Task description: Reproduce all the material exactly, minus any pictures it holds.

Recorded data:
....................

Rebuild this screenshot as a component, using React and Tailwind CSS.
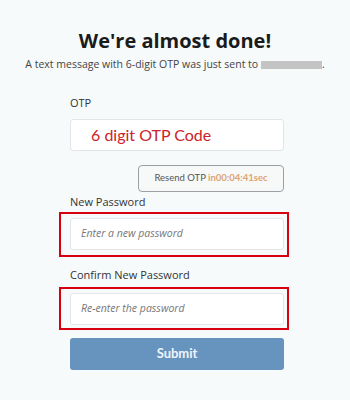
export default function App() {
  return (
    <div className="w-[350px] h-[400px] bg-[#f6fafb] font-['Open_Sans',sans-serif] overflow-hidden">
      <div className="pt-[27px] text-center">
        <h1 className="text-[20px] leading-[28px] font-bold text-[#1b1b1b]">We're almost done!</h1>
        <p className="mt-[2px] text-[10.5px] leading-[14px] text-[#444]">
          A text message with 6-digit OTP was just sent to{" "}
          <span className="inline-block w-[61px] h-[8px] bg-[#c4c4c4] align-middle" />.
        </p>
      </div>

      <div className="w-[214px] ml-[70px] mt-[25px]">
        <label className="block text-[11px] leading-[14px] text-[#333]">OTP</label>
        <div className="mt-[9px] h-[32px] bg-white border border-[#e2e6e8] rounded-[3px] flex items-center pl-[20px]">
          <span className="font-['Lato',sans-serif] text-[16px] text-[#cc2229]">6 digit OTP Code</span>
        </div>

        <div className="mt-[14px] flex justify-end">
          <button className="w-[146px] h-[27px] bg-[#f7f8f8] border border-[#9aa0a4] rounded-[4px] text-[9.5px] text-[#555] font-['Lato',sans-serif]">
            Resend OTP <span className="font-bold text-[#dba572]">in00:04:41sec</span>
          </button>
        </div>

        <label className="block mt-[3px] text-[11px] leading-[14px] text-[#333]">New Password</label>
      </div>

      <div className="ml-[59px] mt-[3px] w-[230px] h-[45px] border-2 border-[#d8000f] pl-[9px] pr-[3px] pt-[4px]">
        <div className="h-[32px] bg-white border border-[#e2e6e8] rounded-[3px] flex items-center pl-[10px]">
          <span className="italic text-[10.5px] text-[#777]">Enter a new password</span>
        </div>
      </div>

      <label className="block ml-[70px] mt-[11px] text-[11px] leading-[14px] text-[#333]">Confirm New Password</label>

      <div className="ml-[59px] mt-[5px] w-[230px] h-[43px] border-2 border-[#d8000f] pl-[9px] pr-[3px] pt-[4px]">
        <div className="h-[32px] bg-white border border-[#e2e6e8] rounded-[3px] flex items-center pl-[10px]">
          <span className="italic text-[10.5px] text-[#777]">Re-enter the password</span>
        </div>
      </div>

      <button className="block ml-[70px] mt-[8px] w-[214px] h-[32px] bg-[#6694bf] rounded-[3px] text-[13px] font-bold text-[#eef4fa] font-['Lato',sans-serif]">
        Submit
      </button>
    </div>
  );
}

....................

Task solution:
Rebuild this screenshot as a component, using React and Tailwind CSS.
export default function App() {
  return (
    <div className="w-[350px] h-[400px] bg-[#f6fafb] font-['Open_Sans',sans-serif] overflow-hidden">
      <div className="pt-[27px] text-center">
        <h1 className="text-[20px] leading-[28px] font-bold text-[#1b1b1b]">We're almost done!</h1>
        <p className="mt-[2px] text-[10.5px] leading-[14px] text-[#444]">
          A text message with 6-digit OTP was just sent to{" "}
          <span className="inline-block w-[61px] h-[8px] bg-[#c4c4c4] align-middle" />.
        </p>
      </div>

      <div className="w-[214px] ml-[70px] mt-[25px]">
        <label className="block text-[11px] leading-[14px] text-[#333]">OTP</label>
        <div className="mt-[9px] h-[32px] bg-white border border-[#e2e6e8] rounded-[3px] flex items-center pl-[20px]">
          <span className="font-['Lato',sans-serif] text-[16px] text-[#cc2229]">6 digit OTP Code</span>
        </div>

        <div className="mt-[14px] flex justify-end">
          <button className="w-[146px] h-[27px] bg-[#f7f8f8] border border-[#9aa0a4] rounded-[4px] text-[9.5px] text-[#555] font-['Lato',sans-serif]">
            Resend OTP <span className="font-bold text-[#dba572]">in00:04:41sec</span>
          </button>
        </div>

        <label className="block mt-[3px] text-[11px] leading-[14px] text-[#333]">New Password</label>
      </div>

      <div className="ml-[59px] mt-[3px] w-[230px] h-[45px] border-2 border-[#d8000f] pl-[9px] pr-[3px] pt-[4px]">
        <div className="h-[32px] bg-white border border-[#e2e6e8] rounded-[3px] flex items-center pl-[10px]">
          <span className="italic text-[10.5px] text-[#777]">Enter a new password</span>
        </div>
      </div>

      <label className="block ml-[70px] mt-[11px] text-[11px] leading-[14px] text-[#333]">Confirm New Password</label>

      <div className="ml-[59px] mt-[5px] w-[230px] h-[43px] border-2 border-[#d8000f] pl-[9px] pr-[3px] pt-[4px]">
        <div className="h-[32px] bg-white border border-[#e2e6e8] rounded-[3px] flex items-center pl-[10px]">
          <span className="italic text-[10.5px] text-[#777]">Re-enter the password</span>
        </div>
      </div>

      <button className="block ml-[70px] mt-[8px] w-[214px] h-[32px] bg-[#6694bf] rounded-[3px] text-[13px] font-bold text-[#eef4fa] font-['Lato',sans-serif]">
        Submit
      </button>
    </div>
  );
}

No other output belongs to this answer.